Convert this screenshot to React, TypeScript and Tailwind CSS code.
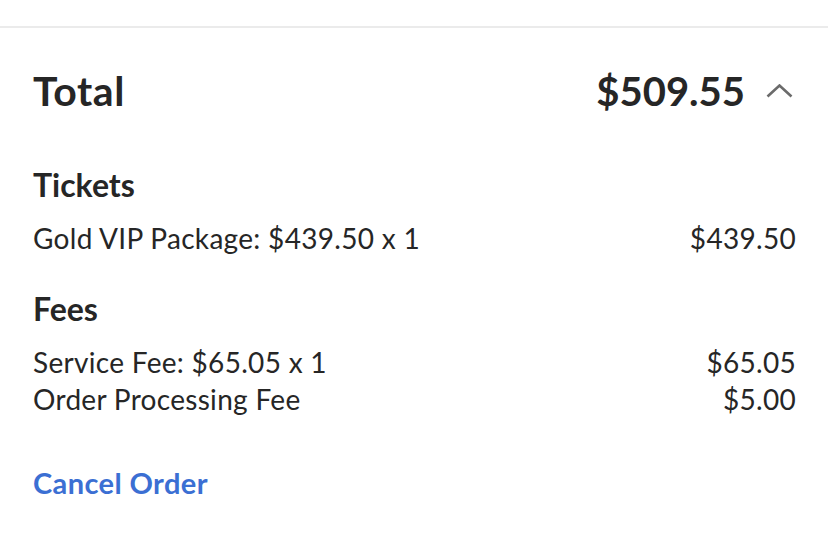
export default function App() {
  const font = { fontFamily: 'Lato, "Noto Sans", sans-serif' }
  return (
    <div className="min-h-[537px] w-[828px] bg-white text-[#262626]" style={font}>
      <div className="h-[26px]" />
      <div className="border-t-2 border-[#ebebeb] px-[33px] pr-[32px]">
        <div className="flex items-center justify-between pt-[41px]">
          <h1 className="text-[41px] font-bold leading-[44px] tracking-[0.6px]">Total</h1>
          <div className="flex items-center gap-[21px]">
            <span className="text-[40px] font-bold leading-[44px]">$509.55</span>
            <svg width="27" height="14" viewBox="0 0 27 14" fill="none" className="mr-[3px]">
              <path d="M1.5 12.5 L13.5 1.5 L25.5 12.5" stroke="#6b6b6b" strokeWidth="2.6" />
            </svg>
          </div>
        </div>

        <h2 className="mt-[54px] text-[32px] font-bold leading-[36px]">Tickets</h2>
        <div className="mt-[18px] flex justify-between text-[28px] leading-[34px] tracking-[0.3px]">
          <span>Gold VIP Package: $439.50 x 1</span>
          <span>$439.50</span>
        </div>

        <h2 className="mt-[36px] text-[32px] font-bold leading-[36px]">Fees</h2>
        <div className="mt-[18px] flex flex-col gap-[3px] text-[28px] leading-[34px] tracking-[0.3px]">
          <div className="flex justify-between">
            <span>Service Fee: $65.05 x 1</span>
            <span>$65.05</span>
          </div>
          <div className="flex justify-between">
            <span>Order Processing Fee</span>
            <span>$5.00</span>
          </div>
        </div>

        <button className="mt-[50px] text-[29px] font-bold leading-[34px] tracking-[0.4px] text-[#3b6fd3]">
          Cancel Order
        </button>
      </div>
    </div>
  )
}
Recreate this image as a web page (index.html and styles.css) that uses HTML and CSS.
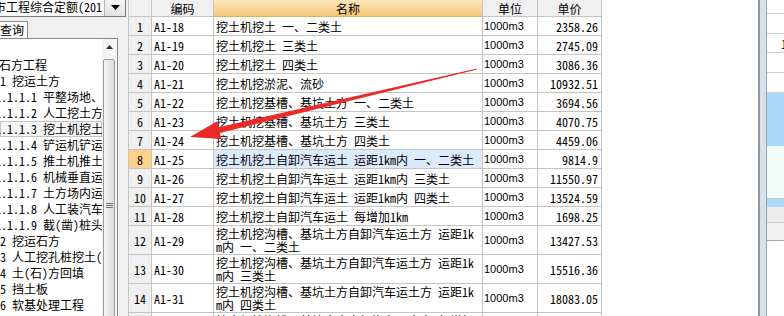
FILE: index.html
```html
<!DOCTYPE html>
<html lang="zh-CN">
<head>
    <meta charset="UTF-8">
    <meta name="viewport" content="width=device-width, initial-scale=1.0">
    <title>定额库 - 土石方工程</title>
    <link rel="stylesheet" href="styles.css">
</head>
<body>
<div class="left">
    <div class="combo">
        <span class="combo-text">市工程综合定额(201</span>
        <span class="combo-btn">
            <svg width="9" height="5" viewBox="0 0 9 5"><polygon points="0,0 9,0 4.5,5" fill="#000"/></svg>
        </span>
    </div>
    <div class="tabs"><span class="tab">查询</span></div>
    <div class="treebox">
        <ul class="tree">
            <li class="l0">土石方工程</li>
            <li class="l1">1 挖运土方</li>
            <li class="l2">1.1.1.1 平整场地、原土打夯</li>
            <li class="l2">1.1.1.2 人工挖土方、淤泥</li>
            <li class="l2 selected">1.1.1.3 挖土机挖土方</li>
            <li class="l2">1.1.1.4 铲运机铲运土方</li>
            <li class="l2">1.1.1.5 推土机推土方</li>
            <li class="l2">1.1.1.6 机械垂直运输</li>
            <li class="l2">1.1.1.7 土方场内运输</li>
            <li class="l2">1.1.1.8 人工装汽车运土</li>
            <li class="l2">1.1.1.9 截(凿)桩头</li>
            <li class="l1">2 挖运石方</li>
            <li class="l1">3 人工挖孔桩挖土(石)方</li>
            <li class="l1">4 土(石)方回填</li>
            <li class="l1">5 挡土板</li>
            <li class="l1">6 软基处理工程</li>
        </ul>
        <div class="vscroll">
            <div class="arrow-up">
                <svg width="7" height="4" viewBox="0 0 7 4"><polygon points="3.5,0 7,4 0,4" fill="#333"/></svg>
            </div>
            <div class="thumb">
                <svg width="7" height="5" viewBox="0 0 7 5">
                    <rect x="0" y="0" width="7" height="1" fill="#777"/>
                    <rect x="0" y="2" width="7" height="1" fill="#777"/>
                    <rect x="0" y="4" width="7" height="1" fill="#777"/>
                </svg>
            </div>
        </div>
    </div>
</div>

<div class="grid">
    <table class="quota">
        <thead>
        <tr>
            <th class="rn"></th>
            <th class="code">编码</th>
            <th class="name sorted">名称</th>
            <th class="unit">单位</th>
            <th class="price">单价</th>
        </tr>
        </thead>
        <tbody>
        <tr><td class="rn">1</td><td>A1-18</td><td>挖土机挖土 一、二类土</td><td class="unit">1000m3</td><td class="price">2358.26</td></tr>
        <tr><td class="rn">2</td><td>A1-19</td><td>挖土机挖土 三类土</td><td class="unit">1000m3</td><td class="price">2745.09</td></tr>
        <tr><td class="rn">3</td><td>A1-20</td><td>挖土机挖土 四类土</td><td class="unit">1000m3</td><td class="price">3086.36</td></tr>
        <tr><td class="rn">4</td><td>A1-21</td><td>挖土机挖淤泥、流砂</td><td class="unit">1000m3</td><td class="price">10932.51</td></tr>
        <tr><td class="rn">5</td><td>A1-22</td><td>挖土机挖基槽、基坑土方 一、二类土</td><td class="unit">1000m3</td><td class="price">3694.56</td></tr>
        <tr><td class="rn">6</td><td>A1-23</td><td>挖土机挖基槽、基坑土方 三类土</td><td class="unit">1000m3</td><td class="price">4070.75</td></tr>
        <tr><td class="rn">7</td><td>A1-24</td><td>挖土机挖基槽、基坑土方 四类土</td><td class="unit">1000m3</td><td class="price">4459.06</td></tr>
        <tr class="current"><td class="rn">8</td><td>A1-25</td><td class="hl">挖土机挖土自卸汽车运土 运距1km内 一、二类土</td><td class="unit">1000m3</td><td class="price">9814.9</td></tr>
        <tr><td class="rn">9</td><td>A1-26</td><td>挖土机挖土自卸汽车运土 运距1km内 三类土</td><td class="unit">1000m3</td><td class="price">11550.97</td></tr>
        <tr><td class="rn">10</td><td>A1-27</td><td>挖土机挖土自卸汽车运土 运距1km内 四类土</td><td class="unit">1000m3</td><td class="price">13524.59</td></tr>
        <tr><td class="rn">11</td><td>A1-28</td><td>挖土机挖土自卸汽车运土 每增加1km</td><td class="unit">1000m3</td><td class="price">1698.25</td></tr>
        <tr class="two"><td class="rn">12</td><td>A1-29</td><td>挖土机挖沟槽、基坑土方自卸汽车运土方 运距1k<br>m内 一、二类土</td><td class="unit">1000m3</td><td class="price">13427.53</td></tr>
        <tr class="two"><td class="rn">13</td><td>A1-30</td><td>挖土机挖沟槽、基坑土方自卸汽车运土方 运距1k<br>m内 三类土</td><td class="unit">1000m3</td><td class="price">15516.36</td></tr>
        <tr class="two"><td class="rn">14</td><td>A1-31</td><td>挖土机挖沟槽、基坑土方自卸汽车运土方 运距1k<br>m内 四类土</td><td class="unit">1000m3</td><td class="price">18083.05</td></tr>
        <tr class="two"><td class="rn">15</td><td>A1-32</td><td>挖土机挖沟槽、基坑土方自卸汽车运土方 每增加<br>1km</td><td class="unit">1000m3</td><td class="price">1698.25</td></tr>
        </tbody>
    </table>
</div>

<div class="splitter"></div>

<div class="right">
    <div class="rrow first"></div>
    <div class="rrow"></div>
    <div class="rrow short"><span class="rnum">1</span></div>
    <div class="rrow"></div>
    <div class="rrow"></div>
    <div class="rblue"></div>
    <div class="rmint"></div>
    <div class="rblue small"></div>
    <div class="rgray"></div>
    <div class="rgray light"></div>
</div>

<!-- annotation arrow drawn over the grid -->
<svg class="arrow" width="784" height="316" viewBox="0 0 784 316">
    <polygon points="476.9,68.6 218.5,127.2 217.1,121.3 190,137 221.3,138.9 219.9,133.0 477.1,69.4" fill="#ec2a2a"/>
</svg>
</body>
</html>
```

FILE: styles.css
```css
* {
    box-sizing: border-box;
}
body {
    margin: 0;
    width: 784px;
    height: 316px;
    overflow: hidden;
    display: flex;
    font-family: "Noto Sans CJK SC", sans-serif;
    font-size: 12px;
    font-feature-settings: "hwid";
    color: #000;
    background: #fff;
}

/* left: library selector and chapter tree */
.left {
    width: 128px;
    flex: none;
    display: flex;
    flex-direction: column;
    background: #f0f0f0;
    overflow: hidden;
}
.combo {
    flex: none;
    height: 20px;
    width: 128px;
    margin: -3px 0 0 -2px;
    border: 1px solid #7a7a7a;
    background: #fff;
    display: flex;
    align-items: center;
    white-space: nowrap;
    overflow: hidden;
}
.combo-text {
    flex: 1;
    overflow: hidden;
    margin-left: -5px;
    line-height: 16px;
}
.combo-btn {
    flex: none;
    width: 21px;
    height: 100%;
    display: flex;
    align-items: center;
    justify-content: center;
    background: linear-gradient(#f6f6f6, #e2e2e2);
    border-left: 1px solid #b4b4b4;
}
.tabs {
    flex: none;
    height: 21px;
    display: flex;
    align-items: flex-end;
}
.tab {
    height: 17px;
    margin-left: -3px;
    padding: 0 3px 0 2px;
    line-height: 16px;
    border: 1px solid #8d8d8d;
    border-bottom: none;
    background: #fbfbfb;
}
.treebox {
    flex: 1;
    width: 118px;
    display: flex;
    background: #fff;
    border-top: 1px solid #828790;
    border-right: 1px solid #828790;
    overflow: hidden;
}
.tree {
    flex: 1;
    margin: 0;
    padding: 18px 0 0;
    list-style: none;
    overflow: hidden;
}
.tree li {
    height: 16px;
    line-height: 16px;
    white-space: nowrap;
}
.tree .l0 {
    margin-left: -13px;
}
.tree .l1 {
    margin-left: 0;
}
.tree .l2 {
    margin-left: -5px;
}
.tree .selected {
    margin-left: 0;
    background: #f6f6f6;
    box-shadow: inset 0 0 0 1px #c4c4c4;
    text-indent: -5px;
}
.vscroll {
    width: 15px;
    flex: none;
    display: flex;
    flex-direction: column;
    background: #f4f4f4;
    overflow: hidden;
}
.arrow-up {
    height: 19px;
    flex: none;
    padding-top: 6px;
    display: flex;
    justify-content: center;
    align-items: flex-start;
}
.thumb {
    flex: none;
    height: 292px;
    margin: 1px 2px 0 1px;
    border: 1px solid #9c9c9c;
    border-radius: 2px;
    background: linear-gradient(to right, #f6f6f6, #dadada);
    display: flex;
    align-items: center;
    justify-content: center;
}

/* quota grid */
.grid {
    flex: 1;
    background: #fff;
    overflow: hidden;
}
.quota {
    border-collapse: separate;
    border-spacing: 0;
    table-layout: fixed;
    width: 474px;
}
.quota th,
.quota td {
    padding: 0 2px;
    border-right: 1px solid #c4c4c4;
    border-bottom: 1px solid #c4c4c4;
    line-height: 13px;
    white-space: nowrap;
    overflow: hidden;
    vertical-align: middle;
    text-align: left;
    font-weight: normal;
}
.quota thead tr {
    height: 17px;
}
.quota tbody tr {
    height: 19px;
}
.quota tbody tr.two {
    height: 29px;
}
.quota th {
    background: #f0f0f0;
    text-align: center;
}
.quota th.sorted {
    background: linear-gradient(#fde6bb, #f6c677);
    border-bottom-color: #e0b060;
}
.quota .rn {
    width: 24px;
    border-left: 1px solid #c4c4c4;
    background: #f0f0f0;
    text-align: center;
    padding: 0;
}
.quota .code {
    width: 62px;
}
.quota .name {
    width: 269px;
}
.quota th.unit {
    width: 55px;
}
.quota th.price {
    width: 64px;
}
.quota td.unit {
    font-family: "Liberation Sans", Arial, sans-serif;
    font-size: 11px;
    padding-left: 1px;
}
.quota td.price {
    text-align: right;
    padding-right: 3px;
}
.quota tr.current .rn {
    background: #fed28b;
}
.quota td.hl {
    background: #dcebfb;
}

/* right-hand panel */
.splitter {
    width: 9px;
    flex: none;
    border-left: 2px solid #979797;
    border-right: 1px solid #9aa4ae;
    background: #d5e1ec;
}
.right {
    width: 17px;
    flex: none;
    display: flex;
    flex-direction: column;
    background: #fff;
}
.rrow {
    height: 20px;
    flex: none;
    border-bottom: 1px solid #d0d0d0;
    white-space: nowrap;
    overflow: hidden;
    line-height: 19px;
}
.rrow.first {
    height: 14px;
}
.rrow.short {
    height: 19px;
}
.rnum {
    padding-left: 14px;
}
.rblue {
    height: 53px;
    flex: none;
    background: #a9d9f6;
}
.rblue.small {
    height: 8px;
}
.rmint {
    height: 53px;
    flex: none;
    background: #f1fbf7;
    border-bottom: 1px solid #c8c8c8;
}
.rgray {
    height: 16px;
    flex: none;
    background: #ececec;
    border-bottom: 1px solid #c8c8c8;
}
.rgray.light {
    height: 18px;
    background: #f0f0f0;
    border-bottom-color: #a8a8a8;
}

.arrow {
    position: absolute;
    left: 0;
    top: 0;
    pointer-events: none;
}
```
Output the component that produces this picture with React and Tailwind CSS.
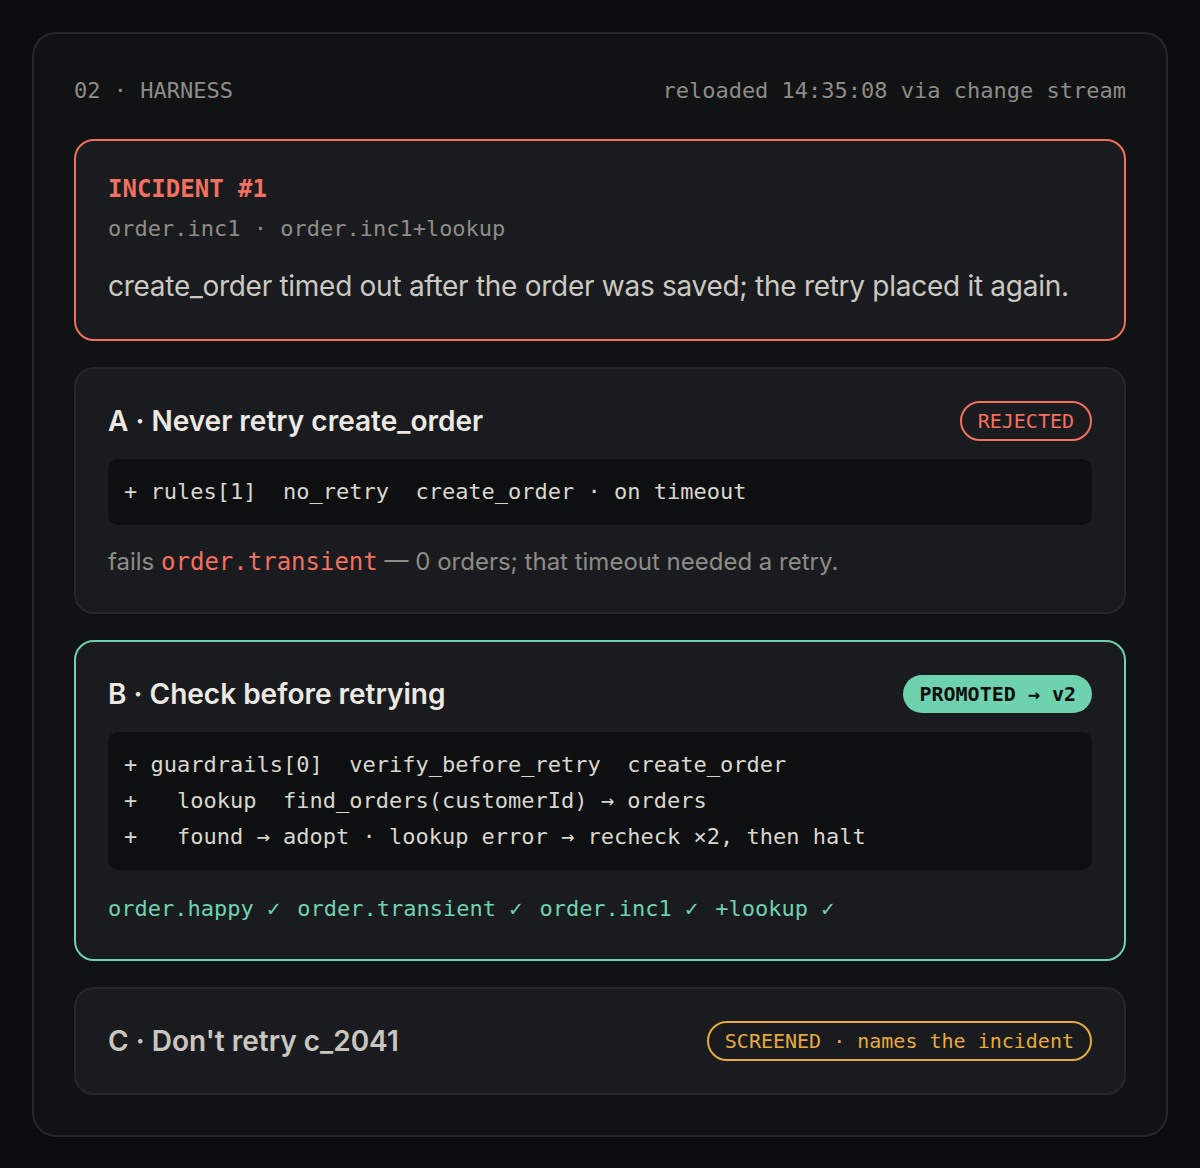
const MONO = "font-['DejaVu_Sans_Mono',monospace]";

const CHECKS = ['order.happy', 'order.transient', 'order.inc1', '+lookup'];

function Badge({ tone, children }) {
  if (tone === 'promoted') {
    return (
      <span className={`${MONO} h-[38px] px-4 flex items-center rounded-full bg-[#6fd2ae] text-[#0d0f0e] text-[20px] font-bold whitespace-pre`}>
        {children}
      </span>
    );
  }
  const cls = tone === 'rejected' ? 'border-[#f2705f] text-[#f2705f]' : 'border-[#e6ab3c] text-[#e6ab3c]';
  return (
    <span className={`${MONO} h-10 px-4 flex items-center rounded-full border-2 text-[20px] whitespace-pre ${cls}`}>
      {children}
    </span>
  );
}

function Candidate({ title, badge, tone, border, titleColor, children }) {
  return (
    <section className={`rounded-[20px] border-2 bg-[#1a1b1f] p-8 ${border}`}>
      <div className="flex items-center justify-between">
        <h3 className={`text-[28px] font-semibold leading-10 ${titleColor}`}>{title}</h3>
        <Badge tone={tone}>{badge}</Badge>
      </div>
      {children}
    </section>
  );
}

function Code({ lines }) {
  return (
    <div className={`${MONO} mt-[18px] rounded-[10px] bg-[#0e0f11] px-4 py-[15px] text-[22px] leading-9 text-[#d9d6cf] whitespace-pre`}>
      {lines.map((l) => (
        <div key={l} className="h-9">{l}</div>
      ))}
    </div>
  );
}

export default function App() {
  return (
    <div className="min-h-screen bg-[#0b0c0e] p-8 font-['Inter',sans-serif]">
      <div className="rounded-[24px] border-2 border-[#26272b] bg-[#111214] p-10">
        <header className={`${MONO} h-8 mb-[33px] flex items-center justify-between text-[22px] text-[#8e8c87] whitespace-pre`}>
          <span>02 · HARNESS</span>
          <span>reloaded 14:35:08 via change stream</span>
        </header>

        <div className="flex flex-col gap-[26px]">
          <section className="rounded-[20px] border-2 border-[#f2705f] bg-[#1a1b1f] p-8">
            <p className={`${MONO} h-8 text-[24px] font-bold leading-8 text-[#f2705f]`}>INCIDENT #1</p>
            <p className={`${MONO} h-8 mt-2 text-[22px] leading-8 text-[#8e8c87] whitespace-pre`}>order.inc1 · order.inc1+lookup</p>
            <p className="h-[42px] mt-5 text-[28px] tracking-[-0.28px] leading-[42px] text-[#cbc8c1]">
              create_order timed out after the order was saved; the retry placed it again.
            </p>
          </section>

          <Candidate
            title="A · Never retry create_order"
            badge="REJECTED"
            tone="rejected"
            border="border-[#26272b]"
            titleColor="text-[#ece9e3]"
          >
            <Code lines={['+ rules[1]  no_retry  create_order · on timeout']} />
            <p className="h-9 mt-[19px] text-[24px] leading-9 text-[#8e8c87]">
              fails <span className={`${MONO} text-[#f2705f]`}>order.transient</span> — 0 orders; that timeout needed a retry.
            </p>
          </Candidate>

          <Candidate
            title="B · Check before retrying"
            badge="PROMOTED → v2"
            tone="promoted"
            border="border-[#6fd2ae]"
            titleColor="text-[#ece9e3]"
          >
            <Code
              lines={[
                '+ guardrails[0]  verify_before_retry  create_order',
                '+   lookup  find_orders(customerId) → orders',
                '+   found → adopt · lookup error → recheck ×2, then halt',
              ]}
            />
            <div className={`${MONO} h-9 mt-[21px] flex gap-[17px] text-[22px] leading-9 text-[#6fd2ae] whitespace-pre`}>
              {CHECKS.map((c) => (
                <span key={c}>{c} ✓</span>
              ))}
            </div>
          </Candidate>

          <Candidate
            title="C · Don't retry c_2041"
            badge="SCREENED · names the incident"
            tone="screened"
            border="border-[#26272b]"
            titleColor="text-[#c9c6bf]"
          />
        </div>
      </div>
    </div>
  );
}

Short exercise: Pick out all the lines with the word "that" in them and copy them.

Exercise response:
Recreate this image as a web page (index.html and styles.css) that uses HTML and CSS.
Output the component that produces this picture with React and Tailwind CSS.
              fails <span className={`${MONO} text-[#f2705f]`}>order.transient</span> — 0 orders; that timeout needed a retry.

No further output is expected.